Vetrate del Duomo, una nuova dimensione narrativa

di Marino Mengozzi

Le vetrate della cattedrale di Cesena, appena inaugurate e molto ammirate, introducono una nuova dimensione narrativa mediante la solenne iconicità dei santi venerati in diocesi e contemplati nel calendario liturgico proprio della Chiesa di Cesena-Sarsina; esse sono dunque una testimonianza visibile della sua storia millenaria e proprio a loro è ora affidato un discorso figurato. Chi le osserva viene direttamente interpellato, dapprima a livello di curiosità, poi di conoscenza storico-iconografica, seguita da emozione e coinvolgimento spirituale.

Il racconto agiografico è ostenso dalle vetrate maggiori composte da tre luci ciascuna e altrettanti compartimenti sovrapposti: in alto, a terminazione ogivale, un angelo a volo discendente reca l’insegna dell’effigiato, oppure lo indica o lo venera; al centro, a struttura rettangolare verticale, la figura intera con aureola e titolo identificativo latino, in abiti pontificali (i vescovi Severo, Mauro, Vicinio, Aldebrando), eremitici (Alberico, Rocco, Giovanni Bono, Carlo Guidi) e monastici (Agnese, Giovanna); in basso, di forma quadrata, squarci naturalistici con fiori, frutti e sorgenti, con l’indicazione dell’offerente. L’eleganza ieratica dell’iconografia dei santi e dei beati schierati a mo’ di confessori e baluardo della fede cristiana, veicolata dal tratto del disegno e dai colori marcati con misura, declina gli attributi simbolici trasmessi dalla tradizione storica e figurata: san Vicinio sovrasta la facciata della concattedrale sarsinate, l’angelo soprastante gli porge la catena, richiamata pure dai fiori sottostanti; san Mauro ha sullo sfondo il complesso di Santa Maria del Monte e riceve dall’angelo la mitra episcopale; sant’Alberico, in un paesaggio silvestre, addita il Cielo con la destra e ai suoi piedi la fonte miracolosamente scaturita; ecc. Il rosone al centro della facciata raffigura l’agnello pasquale, ritto con la bandiera crociata sul libro della vita, dal quale sgorgano i sette spiriti di Dio mandati sulla terra: a simboleggiare la risurrezione di Cristo, secondo l’iconografia della visione di san Giovanni a Patmos descritta nell’Apocalisse (4-5).
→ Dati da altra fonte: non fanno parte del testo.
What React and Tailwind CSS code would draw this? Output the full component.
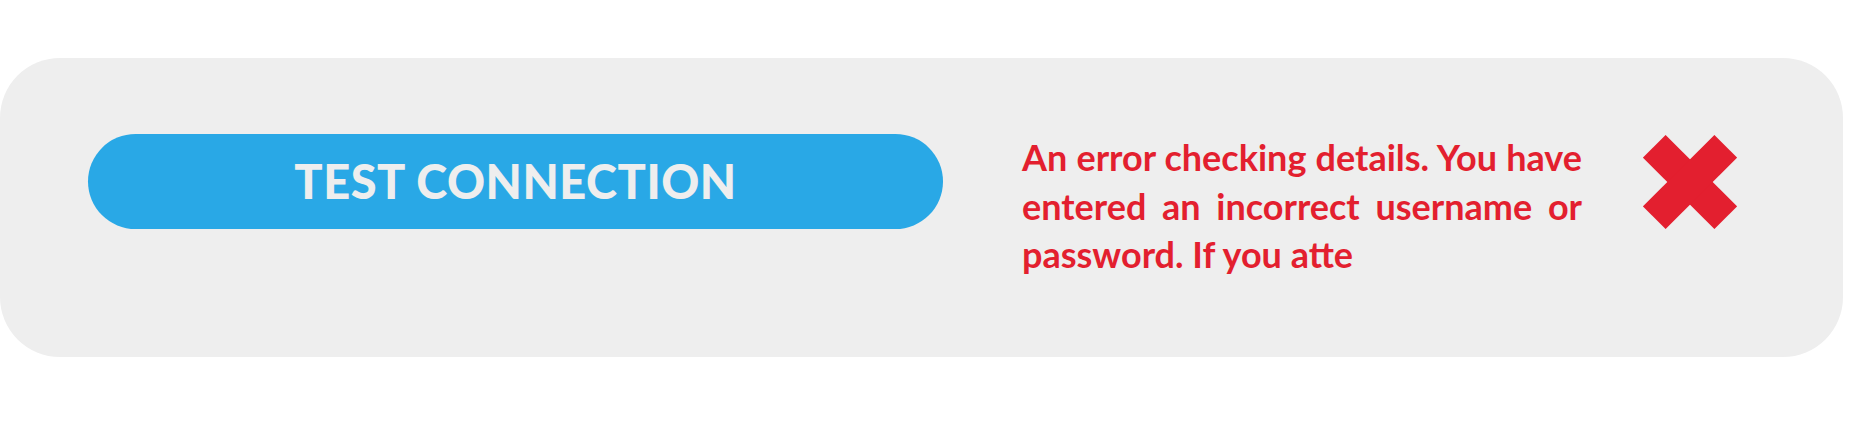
import React from 'react';

// Ligne de message d'erreur : chaque ligne est justifiée comme dans la capture
const errorLines = [
    "An error checking details. You have",
    "entered an incorrect username or",
];

function CrossIcon() {
    return (
        <svg width="94" height="94" viewBox="0 0 94 94" className="shrink-0">
            <g fill="#e31f2f" transform="rotate(45 47 47)">
                <rect x="-3.5" y="31" width="101" height="32" />
                <rect x="31" y="-3.5" width="32" height="101" />
            </g>
        </svg>
    );
}

export default function App() {
    return (
        <div className="w-screen min-h-screen bg-white pt-[58px]">
            <div className="mr-[18px] h-[299px] rounded-[60px] bg-[#eeeeee] flex items-start pl-[88px] pt-[76px]">
                <button
                    className="w-[855px] h-[95px] shrink-0 rounded-full bg-[#29a8e6] text-[#eeeeee] text-[47px] font-black tracking-[0.5px] flex items-center justify-center"
                    style={{ fontFamily: 'Lato, "Liberation Sans", sans-serif' }}
                >
                    TEST CONNECTION
                </button>

                <div
                    className="ml-[79px] w-[560px] shrink-0 -mt-[1px] text-[#e31f2f] text-[36px] font-bold leading-[48.5px]"
                    style={{ fontFamily: 'Lato, "Liberation Sans", sans-serif' }}
                >
                    {errorLines.map((line) => (
                        <p key={line} className="text-justify [text-align-last:justify]">{line}</p>
                    ))}
                    <p>password. If you atte</p>
                </div>

                <div className="ml-[61px] mt-[1px]">
                    <CrossIcon />
                </div>
            </div>
        </div>
    );
}
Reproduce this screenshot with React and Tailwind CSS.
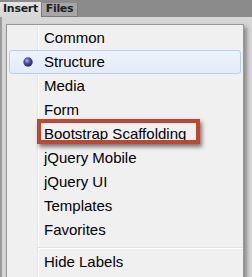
import React from "react";

const ITEMS = [
  "Common", "Structure", "Media", "Form", "Bootstrap Scaffolding",
  "jQuery Mobile", "jQuery UI", "Templates", "Favorites",
];

const font = { fontFamily: '"Liberation Sans", Arial, sans-serif' };

function Bullet() {
  return (
    <svg width="10" height="10" viewBox="0 0 10 10">
      <defs>
        <radialGradient id="bl" cx="40%" cy="35%" r="65%">
          <stop offset="0%" stopColor="#b4b4ec" />
          <stop offset="45%" stopColor="#5050a8" />
          <stop offset="100%" stopColor="#26266a" />
        </radialGradient>
      </defs>
      <circle cx="5" cy="5" r="4.7" fill="url(#bl)" />
    </svg>
  );
}

export default function App() {
  return (
    <div className="w-[252px] h-[277px] overflow-hidden bg-[#d6d6d6] flex flex-col">
      {/* tab strip */}
      <div className="h-[17px] bg-[#8b8b8b] flex items-end shrink-0 text-[11px] font-bold text-[#1e1e1e]"
        style={{ fontFamily: '"DejaVu Sans", sans-serif', letterSpacing: "-0.3px" }}>
        <div className="h-[15px] w-[42px] bg-gradient-to-b from-[#e4e4e4] to-[#d6d6d6] border-r border-[#7c7c7c] flex items-center justify-center">
          Insert
        </div>
        <div className="h-[14px] w-[36px] bg-[#a6a6a6] border-r border-b border-[#7c7c7c] flex items-center justify-center">
          Files
        </div>
      </div>

      {/* panel body */}
      <div className="flex-1 border-l-2 border-[#9c9c9c] pl-[4px] pt-[7px]">
        <div className="relative w-[238px] h-[270px] bg-[#f0f0f0] border border-b-0 border-[#979797] pt-[1px] shadow-[3px_3px_4px_rgba(0,0,0,0.35)]"
          style={font}>
          {/* gutter */}
          <div className="absolute left-[30px] top-0 bottom-0 w-px bg-[#e2e3e3]" />
          <div className="absolute left-[31px] top-0 bottom-0 w-px bg-white" />

          {ITEMS.map((label) =>
            label === "Structure" ? (
              <div key={label} className="relative mx-[2px] h-[24px] flex items-center rounded-[3px] border border-[#b3d0f3] bg-gradient-to-b from-[#eef3fb] to-[#e4ebf7]">
                <span className="w-[34px] flex justify-center pl-[1px]"><Bullet /></span>
                <span className="text-[15px] text-black">{label}</span>
              </div>
            ) : (
              <div key={label} className="relative h-[24px] flex items-center pl-[37px] text-[15px] text-black">
                {label}
              </div>
            )
          )}

          {/* separator */}
          <div className="relative h-[8px] pl-[31px] pt-[5px]">
            <div className="h-px bg-[#e2e3e3]" />
            <div className="h-px bg-white" />
          </div>
          <div className="relative h-[24px] flex items-center pl-[37px] text-[15px] text-black">
            Hide Labels
          </div>

          {/* annotation box */}
          <div className="absolute left-[30px] top-[94px] w-[163px] h-[25px] border-[4px] border-[#c0462f] shadow-[2px_3px_4px_rgba(0,0,0,0.5)]" />
        </div>
      </div>
    </div>
  );
}
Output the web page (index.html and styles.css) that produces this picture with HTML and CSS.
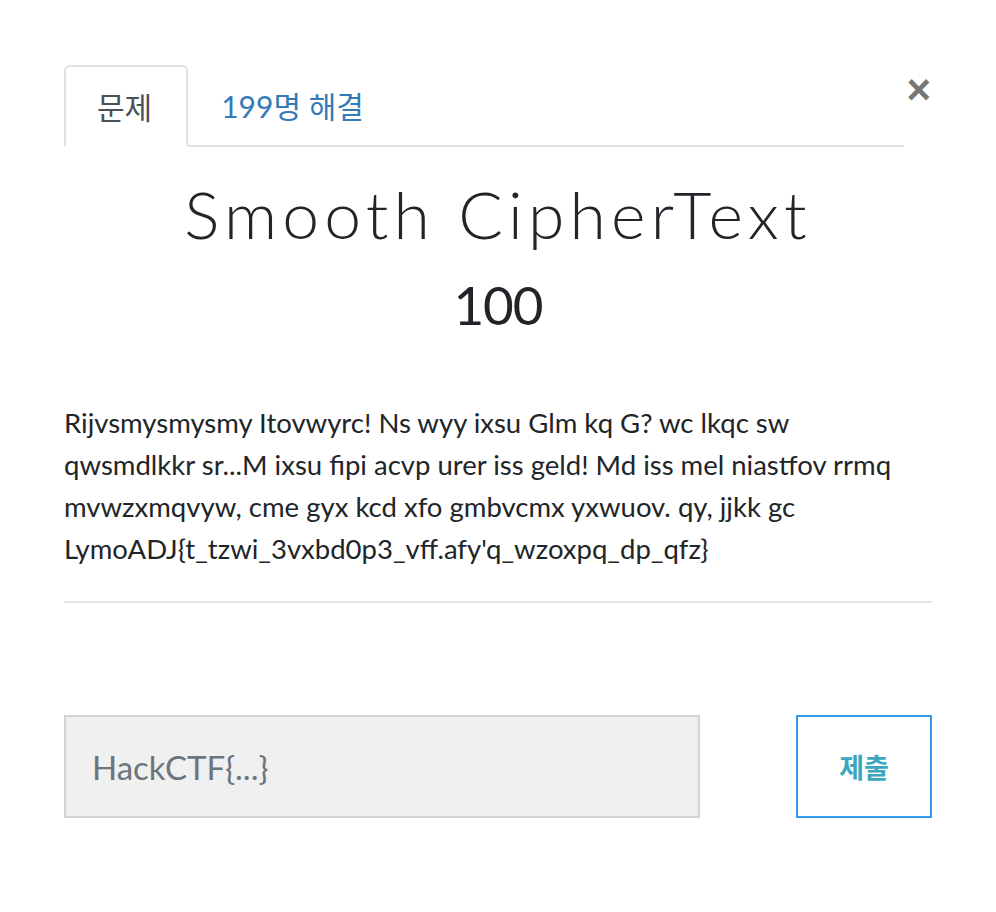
FILE: index.html
```html
<!DOCTYPE html>
<html lang="ko">
<head>
<meta charset="utf-8">
<link rel="stylesheet" href="styles.css">
</head>
<body>
<div class="modal">
  <button class="close" aria-label="Close">&times;</button>
  <ul class="tabs">
    <li class="tab active">문제</li>
    <li class="tab link">199명 해결</li>
  </ul>
  <h3 class="name">Smooth CipherText</h3>
  <h4 class="value">100</h4>
  <p class="desc">Rijvsmysmysmy Itovwyrc! Ns wyy ixsu Glm kq G? wc lkqc sw qwsmdlkkr sr...M ixsu fipi acvp urer iss geld! Md iss mel niastfov rrmq mvwzxmqvyw, cme gyx kcd xfo gmbvcmx yxwuov. qy, jjkk gc LymoADJ{t_tzwi_3vxbd0p3_vff.afy'q_wzoxpq_dp_qfz}</p>
  <hr class="rule">
  <form class="submit-row">
    <input class="answer" type="text" placeholder="HackCTF{...}">
    <button class="submit" type="button">제출</button>
  </form>
</div>
</body>
</html>
```

FILE: styles.css
```css
html, body {
  margin: 0;
  padding: 0;
  background: #fff;
}
body {
  font-family: Lato, "Noto Sans CJK KR", sans-serif;
  color: #212529;
}
.modal {
  position: relative;
  padding: 65px 64px 0 64px;
}
.close {
  position: absolute;
  top: 69px;
  right: 65px;
  border: 0;
  background: none;
  padding: 0;
  font-family: "Liberation Sans", sans-serif;
  font-size: 42px;
  font-weight: 700;
  line-height: 42px;
  color: #777;
  cursor: pointer;
}
.tabs {
  list-style: none;
  margin: 0 28px 0 0;
  padding: 0;
  display: flex;
  border-bottom: 2px solid #dee2e6;
}
.tab {
  font-family: Lato, "Noto Sans CJK KR", sans-serif;
  font-size: 30px;
  height: 80px;
  box-sizing: border-box;
  display: flex;
  align-items: center;
  margin-bottom: -2px;
  border: 2px solid transparent;
  border-top-left-radius: 6px;
  border-top-right-radius: 6px;
}
.tab.active {
  color: #495057;
  border-color: #dee2e6 #dee2e6 #fff;
  background: #fff;
  height: 82px;
  padding: 0 34px 0 31px;
}
.tab.link {
  color: #337ab7;
  padding: 0 31px;
}
.name {
  margin: 27px 0 0;
  text-align: center;
  font-family: Lato, sans-serif;
  font-weight: 300;
  font-size: 66px;
  letter-spacing: 5.2px;
  line-height: 80px;
  color: #212529;
}
.value {
  margin: 19px 0 0;
  text-align: center;
  font-family: Lato, sans-serif;
  font-weight: 400;
  font-size: 53px;
  letter-spacing: -1px;
  line-height: 64px;
  color: #212529;
}
.desc {
  margin: 65px 28px 0 0;
  font-size: 27.5px;
  line-height: 42px;
  color: #212529;
}
.rule {
  margin: 31px 0 0;
  border: 0;
  border-top: 2px solid #e5e5e5;
}
.submit-row {
  margin-top: 112px;
  display: flex;
  justify-content: space-between;
}
.answer {
  width: 636px;
  height: 103px;
  box-sizing: border-box;
  border: 2px solid #ced4da;
  background: #f0f0f0;
  padding: 0 26px;
  font-family: Lato, sans-serif;
  font-size: 33px;
  color: #495057;
  outline: none;
}
.answer::placeholder {
  color: #6c757d;
}
.submit {
  width: 136px;
  height: 103px;
  box-sizing: border-box;
  border: 2px solid #339af0;
  background: #fff;
  font-family: "Noto Sans CJK KR", sans-serif;
  font-weight: 700;
  font-size: 27px;
  color: #3aa7bf;
  cursor: pointer;
}
```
Le vetrate minori, che prendono e danno luce dall’alto della navata centrale, sono anch’esse di tre luci e nel comparto centrale portano inseriti gli stemmi dei quattro papi di Cesena (Benedetto XIII, Pio VI, VII e VIII), di cinque nostri vescovi, del Comune di Cesena e della Fondazione Almerici-Montevecchio. La cattedrale (o duomo, dal latino domus Dei, casa di Dio), posta al centro della città, è la chiesa madre (o matrice o maggiore) dove si trova la cattedra dalla quale il vescovo guida la comunità e insegna a clero e popolo; è dunque una grande aula, piena di banchi, dove si fa scuola della Parola e s’insegna la fede. Ma è uno spazio educativo speciale, dove si legge e approfondisce un solo libro, la Bibbia.

Nella cattedrale, come in tutte le chiese, la storia e la tradizione della Chiesa hanno avuto a cuore anche gli analfabeti: lo hanno fatto con le immagini, cioè con l’arte, non a caso definita nel medioevo Biblia pauperum, Bibbia dei poveri; umili e illetterati non sapevano leggere né comprendevano il latino ma imparavano dalle immagini spiegate dal predicatore sul pulpito, all’ambone o alla cattedra. Ecco perché su pareti, cappelle e finestre ci sono illustrati volti e vite di Cristo, della Madonna e dei santi, soprattutto del santo titolare della chiesa: come nel nostro caso san Giovanni Battista, raffigurato nelle sculture di Giovanni Battista Bregno (navata destra), negli affreschi di Giuseppe Milani (presbiterio), nelle vetrate di Nicola Sebastio (abside), nella porta bronzea di Ilario Fioravanti, nella statua esterna di Leonardo Lucchi. Così anche gli artisti della città diventano, con il loro talento, maestri nella scuola speciale che è la cattedrale.